At this point the configuration has been loaded and cached. There is more to be done before the request can be dispatched but that will be covered in another document.
Retrieving configuration is done by requesting a path that corresponds to the XML structure similar to XPath, but without many of the options that XPath provides (thankfully). This is done by calling the getNode() method on the configuration object that the developer is working with. Calling this method will return the Varien_Simplexml_Element object that corresponds with the requested node or false if the node does not exist (I would argue null would be more appropriate, but se la vis).
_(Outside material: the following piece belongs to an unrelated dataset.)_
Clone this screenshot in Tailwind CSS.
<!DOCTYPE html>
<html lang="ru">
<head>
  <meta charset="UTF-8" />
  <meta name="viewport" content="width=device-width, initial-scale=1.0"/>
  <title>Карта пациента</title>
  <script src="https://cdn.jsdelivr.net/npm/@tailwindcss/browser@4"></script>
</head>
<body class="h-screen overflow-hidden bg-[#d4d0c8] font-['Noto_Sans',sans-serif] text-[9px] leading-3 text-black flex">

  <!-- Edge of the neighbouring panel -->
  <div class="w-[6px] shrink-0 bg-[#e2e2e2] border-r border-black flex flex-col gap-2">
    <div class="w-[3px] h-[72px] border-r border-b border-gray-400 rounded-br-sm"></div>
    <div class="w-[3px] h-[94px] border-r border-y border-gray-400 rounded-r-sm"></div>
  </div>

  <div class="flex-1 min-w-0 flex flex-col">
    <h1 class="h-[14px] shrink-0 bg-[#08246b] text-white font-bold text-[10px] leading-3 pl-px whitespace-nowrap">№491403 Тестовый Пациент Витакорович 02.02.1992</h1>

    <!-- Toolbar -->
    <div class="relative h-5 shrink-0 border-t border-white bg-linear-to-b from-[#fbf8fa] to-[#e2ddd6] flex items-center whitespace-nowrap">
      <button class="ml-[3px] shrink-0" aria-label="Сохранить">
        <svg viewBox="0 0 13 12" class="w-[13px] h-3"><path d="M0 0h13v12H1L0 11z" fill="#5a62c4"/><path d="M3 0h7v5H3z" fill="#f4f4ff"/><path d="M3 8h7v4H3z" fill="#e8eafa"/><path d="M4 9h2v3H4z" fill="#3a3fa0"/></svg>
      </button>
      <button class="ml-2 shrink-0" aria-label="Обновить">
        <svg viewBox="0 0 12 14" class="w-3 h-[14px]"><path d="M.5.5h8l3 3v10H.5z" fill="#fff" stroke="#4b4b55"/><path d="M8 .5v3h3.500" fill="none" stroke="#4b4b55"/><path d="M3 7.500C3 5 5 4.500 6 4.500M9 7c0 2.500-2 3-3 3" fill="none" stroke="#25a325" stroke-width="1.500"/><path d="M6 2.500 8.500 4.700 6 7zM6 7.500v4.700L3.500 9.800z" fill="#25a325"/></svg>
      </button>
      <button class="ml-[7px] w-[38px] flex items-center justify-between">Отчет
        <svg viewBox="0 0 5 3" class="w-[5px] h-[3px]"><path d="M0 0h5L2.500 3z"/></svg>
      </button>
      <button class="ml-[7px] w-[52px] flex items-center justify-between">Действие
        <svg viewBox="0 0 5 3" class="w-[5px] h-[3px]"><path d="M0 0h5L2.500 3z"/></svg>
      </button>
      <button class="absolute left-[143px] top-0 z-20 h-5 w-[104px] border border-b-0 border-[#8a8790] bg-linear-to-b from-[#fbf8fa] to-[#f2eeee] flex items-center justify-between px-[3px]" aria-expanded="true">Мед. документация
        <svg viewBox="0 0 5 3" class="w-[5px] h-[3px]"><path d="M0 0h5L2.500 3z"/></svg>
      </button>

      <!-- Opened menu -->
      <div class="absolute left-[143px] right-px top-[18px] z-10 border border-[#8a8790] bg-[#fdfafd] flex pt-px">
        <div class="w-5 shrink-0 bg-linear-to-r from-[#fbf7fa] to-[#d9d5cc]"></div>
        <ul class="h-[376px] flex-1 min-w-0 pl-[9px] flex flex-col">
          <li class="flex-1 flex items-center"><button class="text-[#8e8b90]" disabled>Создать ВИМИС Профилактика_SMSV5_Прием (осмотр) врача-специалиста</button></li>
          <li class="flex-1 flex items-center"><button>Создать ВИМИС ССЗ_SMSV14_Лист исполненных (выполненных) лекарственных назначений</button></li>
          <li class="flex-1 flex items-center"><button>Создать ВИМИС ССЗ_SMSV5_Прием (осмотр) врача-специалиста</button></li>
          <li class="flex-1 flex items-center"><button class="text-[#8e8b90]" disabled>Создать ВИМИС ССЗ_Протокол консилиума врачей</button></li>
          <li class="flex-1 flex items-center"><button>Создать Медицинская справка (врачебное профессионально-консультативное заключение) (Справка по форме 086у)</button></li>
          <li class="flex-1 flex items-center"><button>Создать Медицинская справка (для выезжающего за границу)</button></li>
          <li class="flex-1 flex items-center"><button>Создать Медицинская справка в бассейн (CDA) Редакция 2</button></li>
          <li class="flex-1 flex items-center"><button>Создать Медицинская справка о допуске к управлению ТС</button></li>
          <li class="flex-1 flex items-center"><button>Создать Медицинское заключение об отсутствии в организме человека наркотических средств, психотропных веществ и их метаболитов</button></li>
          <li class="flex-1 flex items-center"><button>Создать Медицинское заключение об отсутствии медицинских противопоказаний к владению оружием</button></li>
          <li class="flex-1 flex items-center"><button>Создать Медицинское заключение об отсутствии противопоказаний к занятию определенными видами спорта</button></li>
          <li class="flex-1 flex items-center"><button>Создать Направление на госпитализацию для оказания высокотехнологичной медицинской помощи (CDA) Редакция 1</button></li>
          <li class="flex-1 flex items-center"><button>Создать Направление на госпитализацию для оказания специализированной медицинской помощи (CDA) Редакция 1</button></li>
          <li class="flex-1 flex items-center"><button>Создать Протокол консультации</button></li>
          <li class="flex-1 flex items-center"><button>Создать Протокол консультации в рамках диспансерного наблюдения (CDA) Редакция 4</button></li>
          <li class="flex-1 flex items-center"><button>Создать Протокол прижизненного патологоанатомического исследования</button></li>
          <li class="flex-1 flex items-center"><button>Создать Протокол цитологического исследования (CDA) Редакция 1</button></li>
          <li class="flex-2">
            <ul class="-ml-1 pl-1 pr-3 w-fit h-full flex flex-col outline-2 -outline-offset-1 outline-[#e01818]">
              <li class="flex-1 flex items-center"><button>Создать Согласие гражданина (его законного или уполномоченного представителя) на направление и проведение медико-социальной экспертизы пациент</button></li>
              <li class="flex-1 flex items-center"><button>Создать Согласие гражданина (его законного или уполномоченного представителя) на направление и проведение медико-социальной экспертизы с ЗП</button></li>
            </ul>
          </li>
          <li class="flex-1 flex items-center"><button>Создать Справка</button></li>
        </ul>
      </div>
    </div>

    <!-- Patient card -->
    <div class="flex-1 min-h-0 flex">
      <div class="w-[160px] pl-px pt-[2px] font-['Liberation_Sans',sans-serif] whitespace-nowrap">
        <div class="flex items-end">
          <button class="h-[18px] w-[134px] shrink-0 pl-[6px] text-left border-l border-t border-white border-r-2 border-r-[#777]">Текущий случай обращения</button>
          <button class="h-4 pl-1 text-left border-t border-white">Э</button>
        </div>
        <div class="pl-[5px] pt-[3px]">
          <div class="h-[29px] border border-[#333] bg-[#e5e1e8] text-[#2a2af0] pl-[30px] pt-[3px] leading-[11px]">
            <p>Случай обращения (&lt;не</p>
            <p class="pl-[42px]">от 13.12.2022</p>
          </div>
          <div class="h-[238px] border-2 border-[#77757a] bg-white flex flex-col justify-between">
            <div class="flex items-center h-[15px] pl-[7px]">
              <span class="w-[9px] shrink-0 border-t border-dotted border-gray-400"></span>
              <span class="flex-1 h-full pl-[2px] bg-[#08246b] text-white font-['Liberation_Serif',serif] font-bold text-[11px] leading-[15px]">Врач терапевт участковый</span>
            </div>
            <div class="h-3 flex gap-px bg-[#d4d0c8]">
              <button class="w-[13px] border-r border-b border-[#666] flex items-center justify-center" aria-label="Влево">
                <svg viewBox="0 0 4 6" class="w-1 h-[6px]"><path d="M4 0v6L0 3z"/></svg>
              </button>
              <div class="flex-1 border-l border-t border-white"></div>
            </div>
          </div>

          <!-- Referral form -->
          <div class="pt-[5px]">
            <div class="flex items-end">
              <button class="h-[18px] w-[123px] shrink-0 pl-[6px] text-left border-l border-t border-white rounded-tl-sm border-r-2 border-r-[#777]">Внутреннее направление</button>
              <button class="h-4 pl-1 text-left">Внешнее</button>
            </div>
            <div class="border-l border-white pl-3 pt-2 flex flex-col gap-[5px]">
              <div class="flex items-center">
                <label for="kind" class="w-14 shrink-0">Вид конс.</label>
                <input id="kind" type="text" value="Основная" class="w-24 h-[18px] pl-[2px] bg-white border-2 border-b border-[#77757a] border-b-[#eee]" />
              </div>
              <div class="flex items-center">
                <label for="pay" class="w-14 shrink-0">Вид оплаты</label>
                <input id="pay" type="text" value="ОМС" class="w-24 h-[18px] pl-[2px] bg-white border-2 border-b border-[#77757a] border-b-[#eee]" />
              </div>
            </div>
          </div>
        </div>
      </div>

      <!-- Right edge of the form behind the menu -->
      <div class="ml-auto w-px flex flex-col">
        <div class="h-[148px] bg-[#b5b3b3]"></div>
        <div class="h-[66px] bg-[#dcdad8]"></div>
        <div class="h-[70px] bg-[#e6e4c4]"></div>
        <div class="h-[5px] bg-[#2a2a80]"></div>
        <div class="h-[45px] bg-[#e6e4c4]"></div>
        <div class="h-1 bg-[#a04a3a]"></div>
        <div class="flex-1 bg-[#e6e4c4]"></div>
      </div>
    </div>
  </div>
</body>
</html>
To retrieve the appropriate configuration node the developer has several different options available to them. I would argue that it is best to get configuration object from the most specific components. Since the specificity goes from default -> website -> store it would be preferred to get a configuration node of “test/data/value” from Mage::getStore()->getConfig()->getNode(‘test/data/value’) it one is working with storefront-based functionality. If the logic is working on the website level then it would be Mage::getWebsite()->getConfig()->getNode(‘test/data/value’). In other words, when working within the store or website contexts the context of the configuration option requested should match rather than Mage::getConfig()->getNode(“stores/{$storeId}/test/data/value”).
Comments
Gerry
Thanks Kevin for in depth article on Mage store config saving. I have managed to save a multi-field (you can add values dynamically) but only in serialized format, any idea how to store these values non-serialized? Ie each field has its own record in core_config_data table?
Kevin Schroeder
If you are storing them in core_config_data you can’t store them individually. The whole purpose for the core_config_data table is to populate the Magento configuration object. It is not meant to be queried. For that reason you assign a backend type that allows you to store structured data in a serialized format. If you are looking for data that is stored in core_config_data you need to retrieve it from the configuration object, not the DB.